Go through the entries and say how many lines contain the string "this". The number is the whole answer.

▶ _PROVIDED DATA_

####################

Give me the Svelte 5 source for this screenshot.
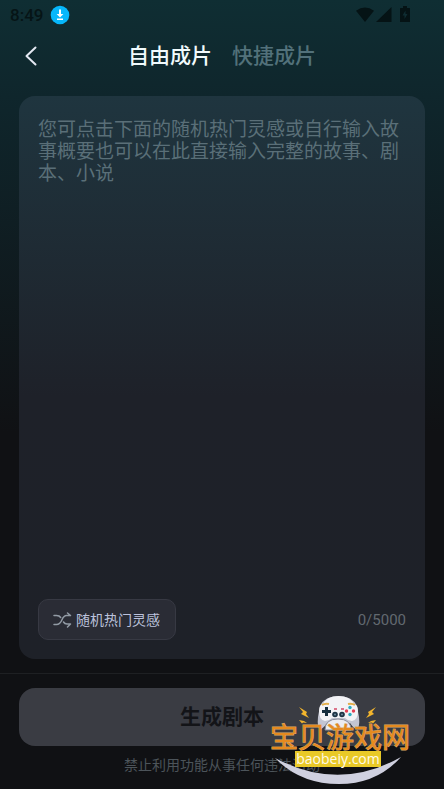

####################

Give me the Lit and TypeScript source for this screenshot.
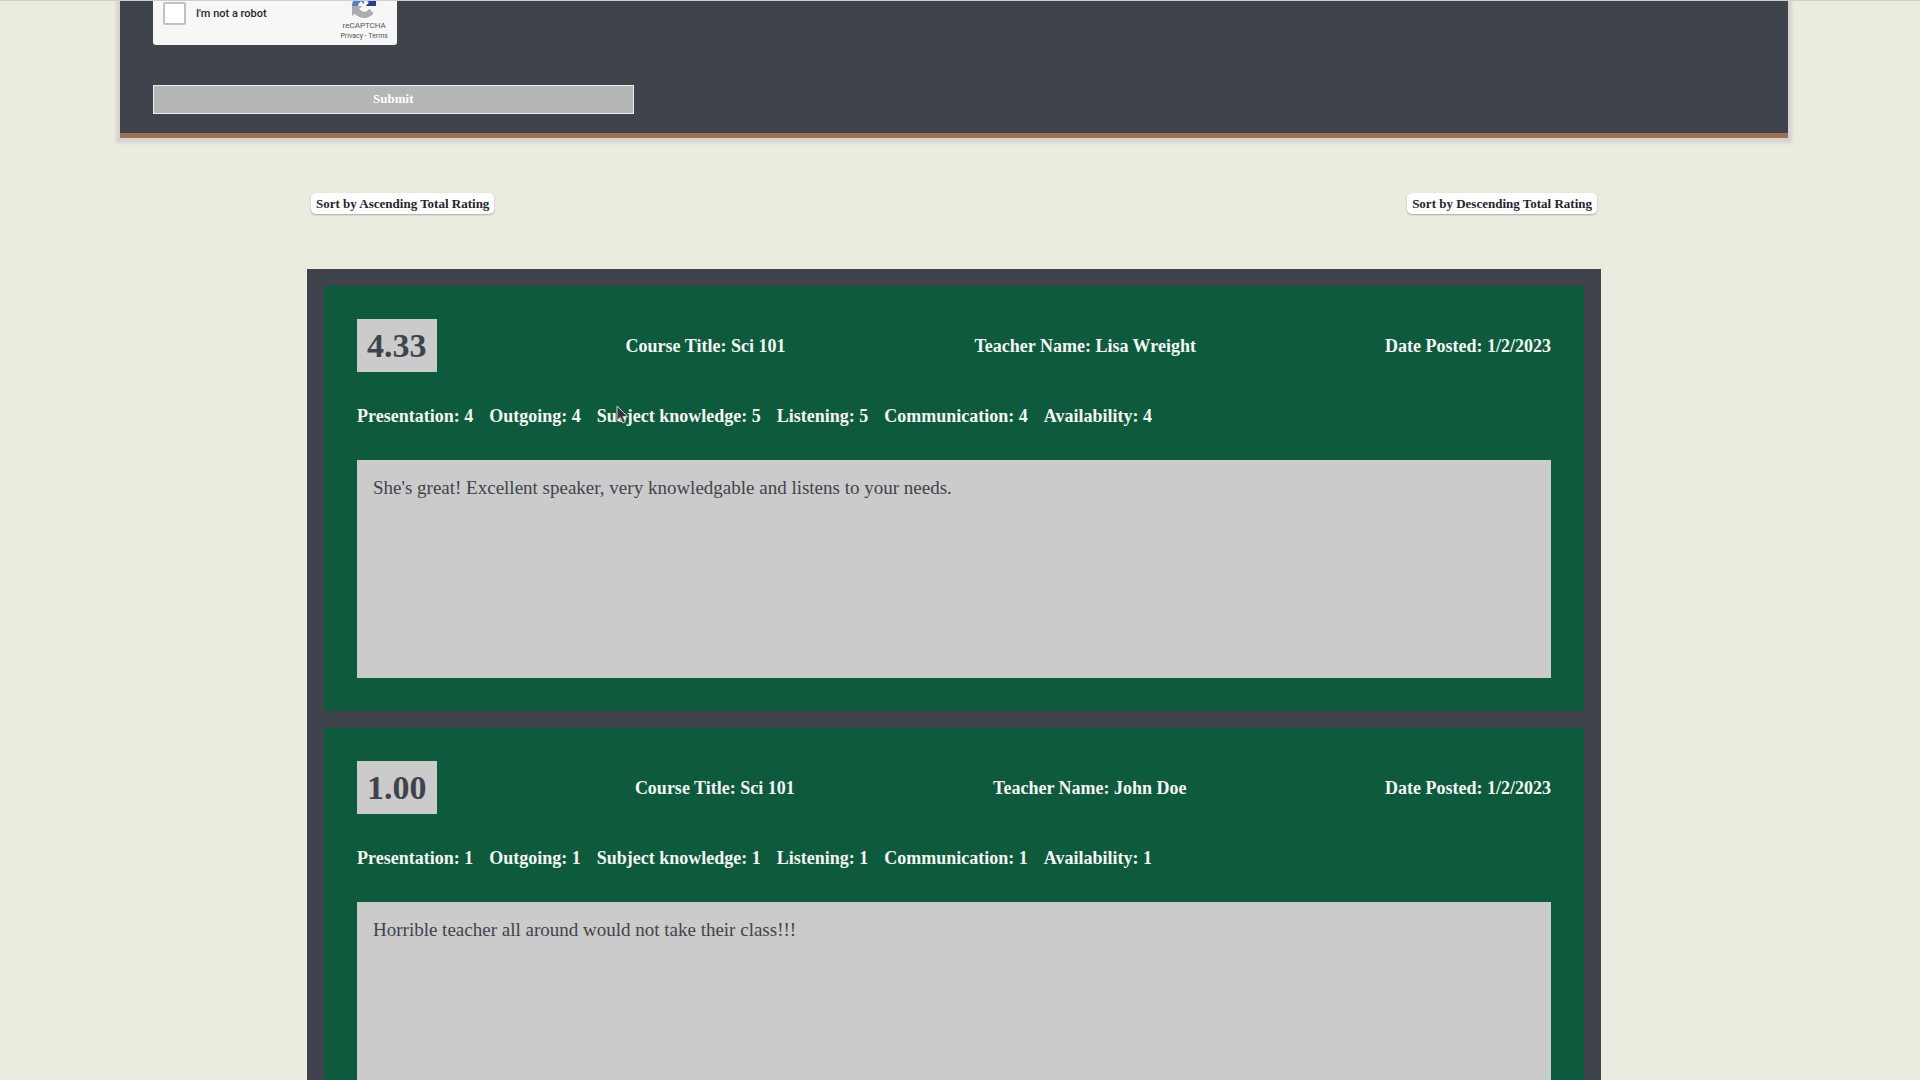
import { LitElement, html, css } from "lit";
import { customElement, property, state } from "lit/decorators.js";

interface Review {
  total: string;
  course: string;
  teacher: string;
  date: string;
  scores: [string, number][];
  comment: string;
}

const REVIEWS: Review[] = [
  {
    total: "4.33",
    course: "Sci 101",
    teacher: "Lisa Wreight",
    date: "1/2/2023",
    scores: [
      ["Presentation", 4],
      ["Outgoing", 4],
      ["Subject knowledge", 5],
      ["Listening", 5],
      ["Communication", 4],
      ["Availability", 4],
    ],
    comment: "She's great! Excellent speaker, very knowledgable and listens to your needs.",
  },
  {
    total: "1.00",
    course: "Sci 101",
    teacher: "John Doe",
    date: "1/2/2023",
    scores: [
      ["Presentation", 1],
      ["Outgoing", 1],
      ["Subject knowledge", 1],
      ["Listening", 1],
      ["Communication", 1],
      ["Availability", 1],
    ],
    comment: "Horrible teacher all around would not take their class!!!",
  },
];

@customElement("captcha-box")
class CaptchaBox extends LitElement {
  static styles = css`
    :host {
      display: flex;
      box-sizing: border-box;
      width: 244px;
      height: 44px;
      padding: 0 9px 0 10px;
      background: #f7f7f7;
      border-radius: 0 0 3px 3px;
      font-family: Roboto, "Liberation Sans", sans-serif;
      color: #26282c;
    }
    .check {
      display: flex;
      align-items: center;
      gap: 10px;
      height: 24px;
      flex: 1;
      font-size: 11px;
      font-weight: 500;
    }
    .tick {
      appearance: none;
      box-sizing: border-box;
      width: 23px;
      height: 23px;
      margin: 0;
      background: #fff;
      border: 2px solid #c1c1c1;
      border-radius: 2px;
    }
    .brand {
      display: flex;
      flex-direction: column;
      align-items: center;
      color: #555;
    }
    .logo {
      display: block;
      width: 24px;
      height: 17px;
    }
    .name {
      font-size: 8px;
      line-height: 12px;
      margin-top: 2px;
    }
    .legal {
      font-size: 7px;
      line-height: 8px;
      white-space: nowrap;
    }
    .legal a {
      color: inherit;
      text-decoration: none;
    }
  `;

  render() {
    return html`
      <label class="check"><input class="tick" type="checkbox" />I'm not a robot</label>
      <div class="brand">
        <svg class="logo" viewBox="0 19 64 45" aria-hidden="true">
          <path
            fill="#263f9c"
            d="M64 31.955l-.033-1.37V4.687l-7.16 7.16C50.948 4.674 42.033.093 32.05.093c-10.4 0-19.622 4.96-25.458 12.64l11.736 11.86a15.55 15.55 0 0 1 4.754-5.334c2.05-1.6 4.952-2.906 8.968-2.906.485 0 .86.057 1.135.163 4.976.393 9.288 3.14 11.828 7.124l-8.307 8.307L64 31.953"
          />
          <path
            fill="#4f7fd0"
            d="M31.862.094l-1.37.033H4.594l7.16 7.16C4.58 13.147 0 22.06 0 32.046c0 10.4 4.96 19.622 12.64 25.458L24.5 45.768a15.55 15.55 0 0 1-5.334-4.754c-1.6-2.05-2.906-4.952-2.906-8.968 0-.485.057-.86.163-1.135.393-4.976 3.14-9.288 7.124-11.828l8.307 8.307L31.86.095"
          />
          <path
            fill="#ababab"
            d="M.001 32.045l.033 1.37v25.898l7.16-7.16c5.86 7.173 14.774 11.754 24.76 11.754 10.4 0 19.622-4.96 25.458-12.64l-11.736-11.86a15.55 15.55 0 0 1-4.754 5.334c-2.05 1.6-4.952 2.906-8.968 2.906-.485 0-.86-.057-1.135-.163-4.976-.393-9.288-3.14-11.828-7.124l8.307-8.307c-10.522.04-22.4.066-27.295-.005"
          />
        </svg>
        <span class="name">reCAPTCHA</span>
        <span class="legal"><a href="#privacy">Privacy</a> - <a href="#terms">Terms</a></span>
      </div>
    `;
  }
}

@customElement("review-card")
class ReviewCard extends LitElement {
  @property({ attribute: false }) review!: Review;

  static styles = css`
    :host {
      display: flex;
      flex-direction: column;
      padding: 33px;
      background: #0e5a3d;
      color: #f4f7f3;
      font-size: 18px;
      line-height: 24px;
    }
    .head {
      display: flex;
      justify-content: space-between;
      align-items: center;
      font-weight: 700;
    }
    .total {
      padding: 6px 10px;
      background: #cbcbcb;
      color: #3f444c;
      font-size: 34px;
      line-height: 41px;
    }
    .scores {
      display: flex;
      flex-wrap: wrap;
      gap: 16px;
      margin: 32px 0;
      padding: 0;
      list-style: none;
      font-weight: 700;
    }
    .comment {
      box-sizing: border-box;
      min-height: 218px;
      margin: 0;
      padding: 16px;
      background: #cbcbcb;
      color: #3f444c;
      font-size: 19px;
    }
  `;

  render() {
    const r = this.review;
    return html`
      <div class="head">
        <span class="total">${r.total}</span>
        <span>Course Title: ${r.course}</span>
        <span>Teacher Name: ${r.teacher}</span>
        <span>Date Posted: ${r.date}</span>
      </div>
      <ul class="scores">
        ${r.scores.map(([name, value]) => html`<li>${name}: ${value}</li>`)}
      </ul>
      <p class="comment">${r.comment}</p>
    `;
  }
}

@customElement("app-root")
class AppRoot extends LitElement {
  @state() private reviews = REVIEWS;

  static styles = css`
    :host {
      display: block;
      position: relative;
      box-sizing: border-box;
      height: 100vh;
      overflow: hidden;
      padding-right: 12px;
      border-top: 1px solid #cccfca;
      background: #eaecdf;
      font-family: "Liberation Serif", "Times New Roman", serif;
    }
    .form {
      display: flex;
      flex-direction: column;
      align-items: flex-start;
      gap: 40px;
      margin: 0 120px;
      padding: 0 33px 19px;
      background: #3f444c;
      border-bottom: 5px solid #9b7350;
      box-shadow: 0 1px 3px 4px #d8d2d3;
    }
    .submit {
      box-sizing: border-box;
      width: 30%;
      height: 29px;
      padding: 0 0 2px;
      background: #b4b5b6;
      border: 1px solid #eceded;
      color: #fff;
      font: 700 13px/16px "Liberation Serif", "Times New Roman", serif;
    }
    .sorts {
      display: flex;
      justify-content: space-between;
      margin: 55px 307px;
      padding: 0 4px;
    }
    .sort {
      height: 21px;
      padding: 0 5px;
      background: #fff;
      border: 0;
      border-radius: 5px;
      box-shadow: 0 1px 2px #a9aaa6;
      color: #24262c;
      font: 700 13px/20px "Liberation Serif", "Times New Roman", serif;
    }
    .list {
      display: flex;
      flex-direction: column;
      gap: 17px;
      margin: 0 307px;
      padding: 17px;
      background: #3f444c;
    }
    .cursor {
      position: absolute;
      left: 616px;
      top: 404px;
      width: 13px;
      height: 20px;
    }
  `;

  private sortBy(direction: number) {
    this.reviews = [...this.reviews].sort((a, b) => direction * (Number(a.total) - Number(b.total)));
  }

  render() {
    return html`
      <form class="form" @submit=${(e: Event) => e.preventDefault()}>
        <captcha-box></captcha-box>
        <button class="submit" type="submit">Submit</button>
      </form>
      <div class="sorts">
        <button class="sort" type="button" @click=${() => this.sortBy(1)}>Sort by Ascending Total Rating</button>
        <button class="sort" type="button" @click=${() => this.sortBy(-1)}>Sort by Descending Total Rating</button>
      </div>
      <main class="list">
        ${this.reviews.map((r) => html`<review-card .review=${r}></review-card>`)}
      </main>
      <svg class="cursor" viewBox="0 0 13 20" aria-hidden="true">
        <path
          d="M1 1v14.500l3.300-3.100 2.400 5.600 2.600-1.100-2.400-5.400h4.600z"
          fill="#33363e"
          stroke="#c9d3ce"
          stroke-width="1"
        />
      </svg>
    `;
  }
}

####################

▶ _WRITTEN SOLUTION_
7